* begin Extracted records *

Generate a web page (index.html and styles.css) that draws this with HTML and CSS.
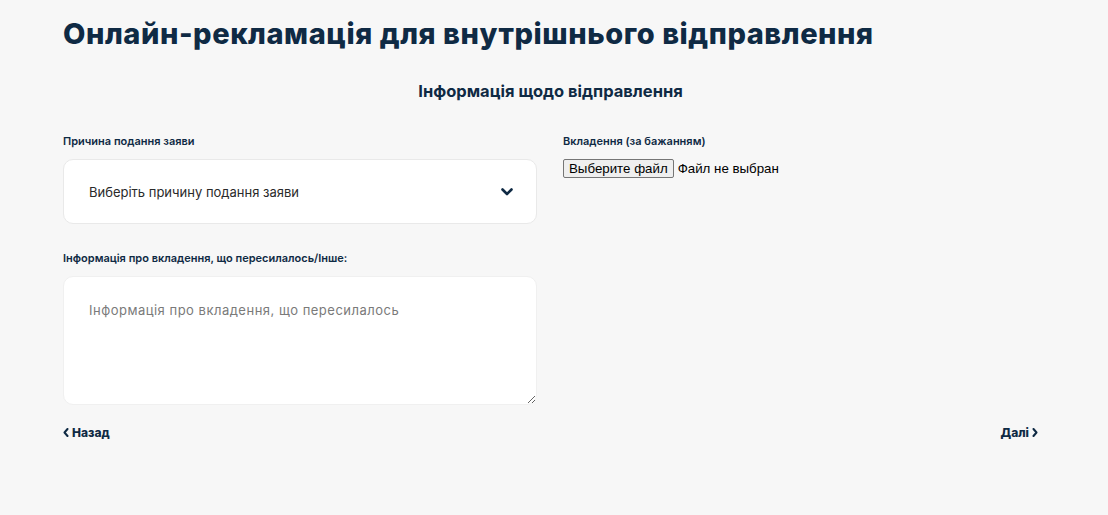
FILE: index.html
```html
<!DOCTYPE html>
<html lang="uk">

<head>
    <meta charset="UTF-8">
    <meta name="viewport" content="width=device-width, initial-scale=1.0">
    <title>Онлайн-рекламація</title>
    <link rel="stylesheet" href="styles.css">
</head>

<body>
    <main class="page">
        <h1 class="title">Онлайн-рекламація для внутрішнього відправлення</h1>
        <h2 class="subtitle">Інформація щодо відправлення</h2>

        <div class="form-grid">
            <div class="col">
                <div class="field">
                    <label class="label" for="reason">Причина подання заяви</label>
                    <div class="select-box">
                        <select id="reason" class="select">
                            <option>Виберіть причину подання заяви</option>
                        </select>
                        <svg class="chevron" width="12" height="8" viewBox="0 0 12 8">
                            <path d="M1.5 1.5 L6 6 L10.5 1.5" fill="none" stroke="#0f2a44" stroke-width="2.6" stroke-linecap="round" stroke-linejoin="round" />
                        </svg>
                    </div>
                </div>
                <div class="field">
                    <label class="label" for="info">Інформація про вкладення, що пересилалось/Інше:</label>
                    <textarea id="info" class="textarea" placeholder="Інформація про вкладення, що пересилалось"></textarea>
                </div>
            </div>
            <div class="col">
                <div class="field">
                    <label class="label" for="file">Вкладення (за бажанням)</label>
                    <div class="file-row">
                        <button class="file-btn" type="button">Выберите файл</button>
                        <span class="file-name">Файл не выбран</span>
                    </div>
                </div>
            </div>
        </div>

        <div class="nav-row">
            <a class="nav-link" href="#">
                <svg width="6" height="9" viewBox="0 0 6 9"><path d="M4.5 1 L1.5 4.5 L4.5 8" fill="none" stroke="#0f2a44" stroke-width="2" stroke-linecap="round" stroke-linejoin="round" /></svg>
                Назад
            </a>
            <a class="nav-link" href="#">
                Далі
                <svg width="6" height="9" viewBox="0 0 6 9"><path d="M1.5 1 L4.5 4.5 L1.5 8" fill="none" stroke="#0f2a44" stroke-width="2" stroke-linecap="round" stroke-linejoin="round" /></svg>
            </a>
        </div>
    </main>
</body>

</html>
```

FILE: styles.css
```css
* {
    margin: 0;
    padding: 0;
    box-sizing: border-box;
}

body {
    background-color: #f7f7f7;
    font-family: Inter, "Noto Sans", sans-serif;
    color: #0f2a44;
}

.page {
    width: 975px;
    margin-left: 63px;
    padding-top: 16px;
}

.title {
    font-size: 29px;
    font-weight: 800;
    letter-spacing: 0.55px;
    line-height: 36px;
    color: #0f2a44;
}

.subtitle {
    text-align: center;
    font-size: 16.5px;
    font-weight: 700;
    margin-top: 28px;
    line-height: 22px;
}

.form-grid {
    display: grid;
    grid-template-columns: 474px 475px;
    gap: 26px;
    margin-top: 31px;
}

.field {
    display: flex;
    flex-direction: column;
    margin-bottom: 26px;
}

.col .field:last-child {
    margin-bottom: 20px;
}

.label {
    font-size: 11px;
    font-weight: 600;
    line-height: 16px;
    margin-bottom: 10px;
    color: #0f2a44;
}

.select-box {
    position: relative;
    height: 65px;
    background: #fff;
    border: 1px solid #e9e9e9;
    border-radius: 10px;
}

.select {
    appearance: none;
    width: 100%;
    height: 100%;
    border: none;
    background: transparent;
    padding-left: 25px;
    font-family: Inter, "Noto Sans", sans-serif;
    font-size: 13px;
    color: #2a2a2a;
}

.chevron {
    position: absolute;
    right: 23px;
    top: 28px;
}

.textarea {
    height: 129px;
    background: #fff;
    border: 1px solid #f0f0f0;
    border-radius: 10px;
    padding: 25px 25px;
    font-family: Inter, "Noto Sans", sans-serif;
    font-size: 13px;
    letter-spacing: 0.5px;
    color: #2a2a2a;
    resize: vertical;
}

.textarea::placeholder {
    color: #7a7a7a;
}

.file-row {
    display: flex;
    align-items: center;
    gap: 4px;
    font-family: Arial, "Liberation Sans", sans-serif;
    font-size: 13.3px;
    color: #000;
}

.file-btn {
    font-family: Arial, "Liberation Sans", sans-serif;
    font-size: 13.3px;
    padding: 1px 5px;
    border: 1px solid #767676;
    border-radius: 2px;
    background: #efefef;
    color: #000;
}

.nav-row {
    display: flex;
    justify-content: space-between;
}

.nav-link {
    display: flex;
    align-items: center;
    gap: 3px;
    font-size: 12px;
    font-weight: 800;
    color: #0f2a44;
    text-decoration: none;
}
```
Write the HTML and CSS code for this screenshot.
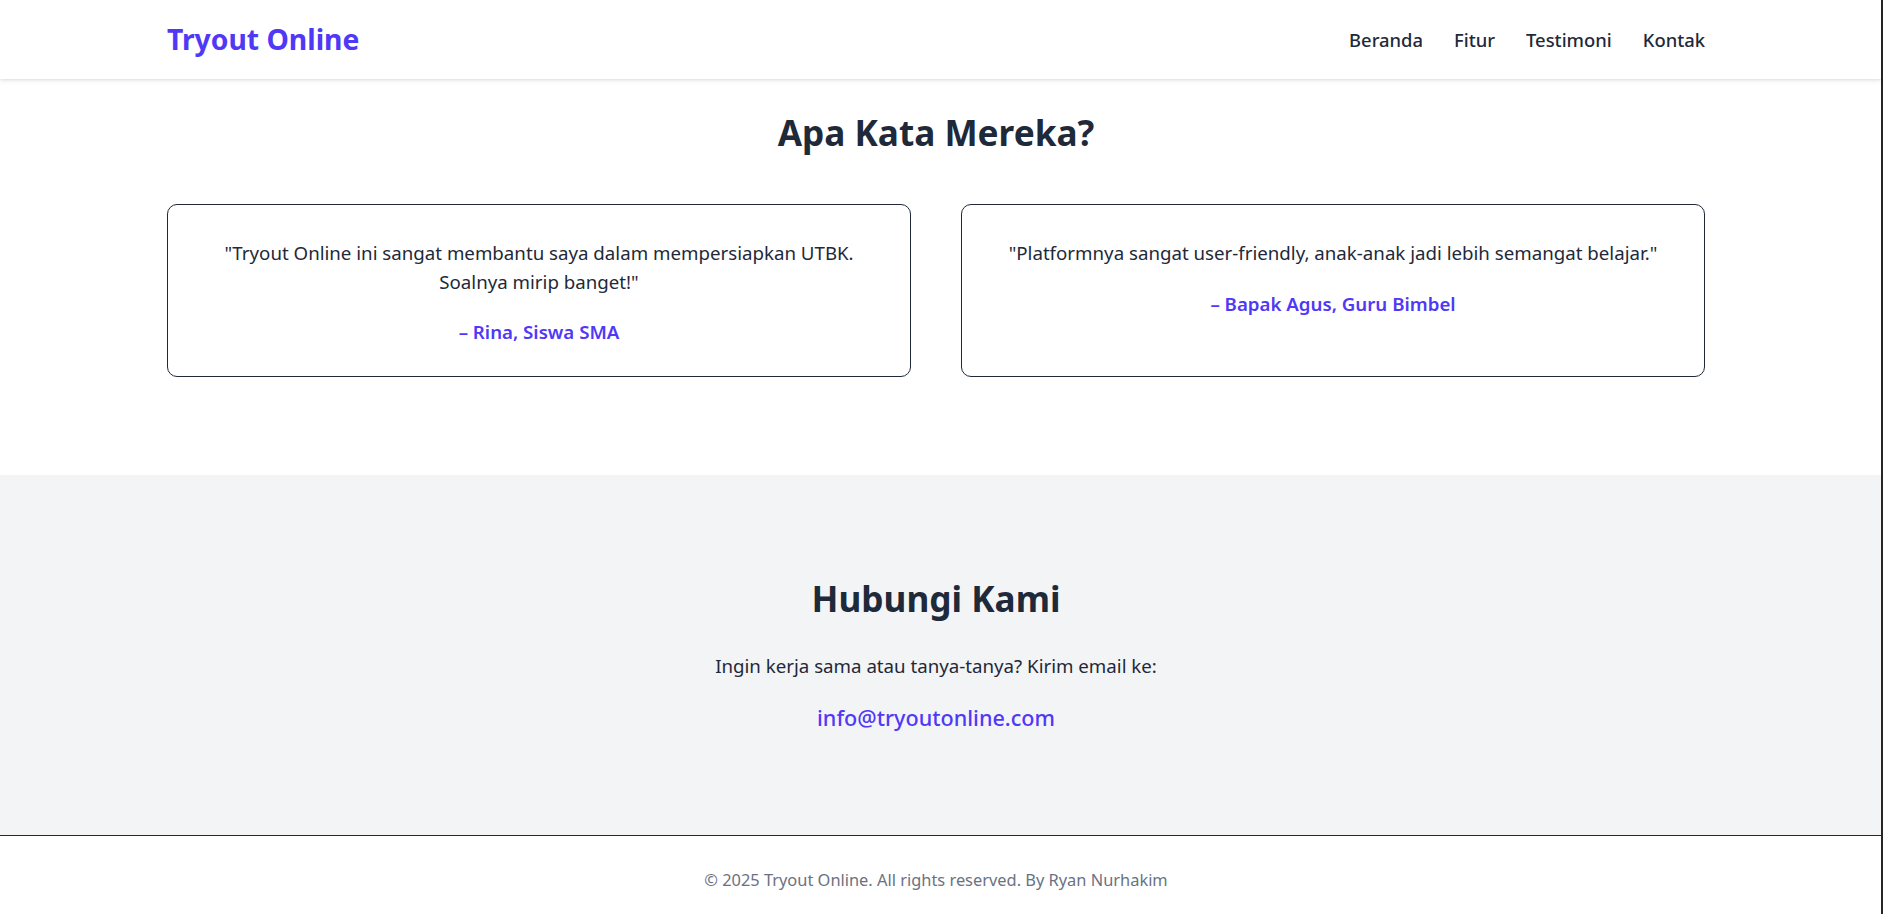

* end Extracted records *

• [Goal of the exercise] Determine how many lines of the entries above carry the string "index", and give that number alone.

• [Final answer] 2